It must exist since the command-line tools see them fine. Check your HADOOP_HOME or HADOOP_CONF_DIR env variables too although that's what the command line tools tend to pick up, and they work.
Note that you need to install the 'mapreduce' service and not 'yarn' in CDH 4.4 to make it compatible with MR1 clients. See also the '...-mr1-...' artifacts in Maven.
In my case, this error was due to the version of the jars, make sure that you are using the same version as in the server.

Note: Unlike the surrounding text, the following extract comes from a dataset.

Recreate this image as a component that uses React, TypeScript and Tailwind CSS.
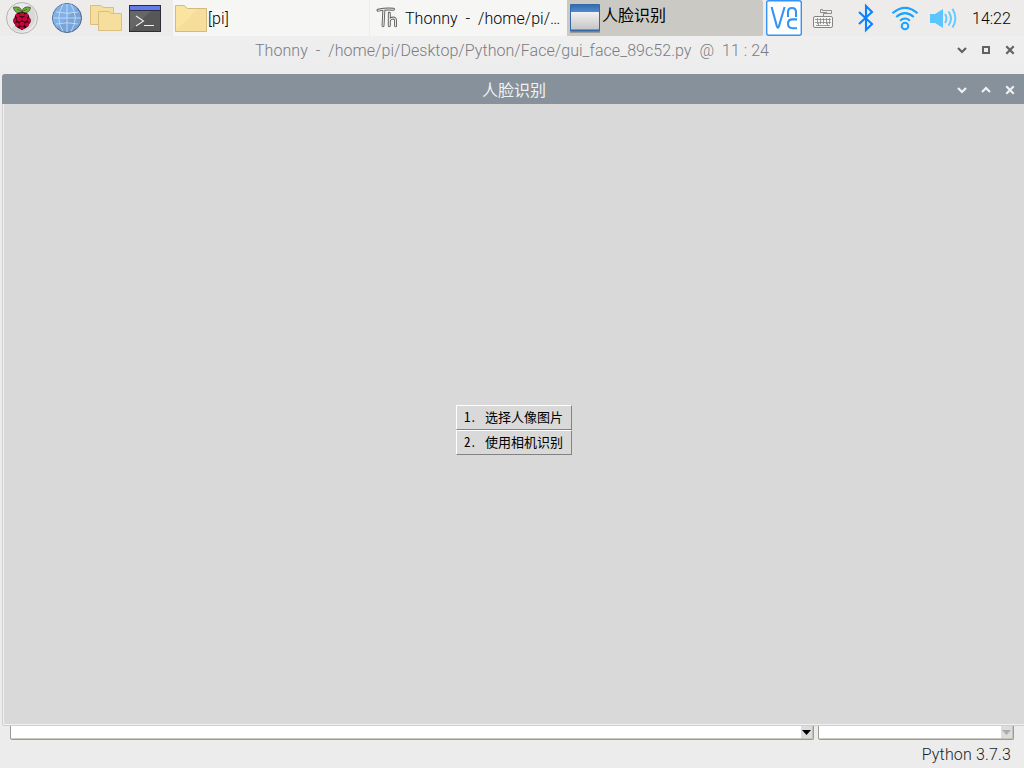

export HADOOP_MAPRED_HOME=/cloudera/parcels/CDH-4.1.3-1.cdh4.1.3.p0.23/lib/hadoop-0.20-mapreduce
I my case i was running sqoop 1.4.5 and pointing it to the latest hadoop 2.0.0-cdh4.4.0 which had the yarn stuff also thats why it was complaining.
When i pointed sqoop to hadoop-0.20/2.0.0-cdh4.4.0 (MR1 i think) it worked.
As with Akshay (comment by Setob_b) all I needed to fix was to get hadoop-mapreduce-client-shuffle-.jar on my classpath.
As follows for Maven:
<dependency>
<groupId>org.apache.hadoop</groupId>
<artifactId>hadoop-mapreduce-client-shuffle</artifactId>
<version>${hadoop.version}</version>
</dependency>
In my case, strangely this error was because in my 'core-site.xml' file, I mentioned "IP-address" rather than "hostname".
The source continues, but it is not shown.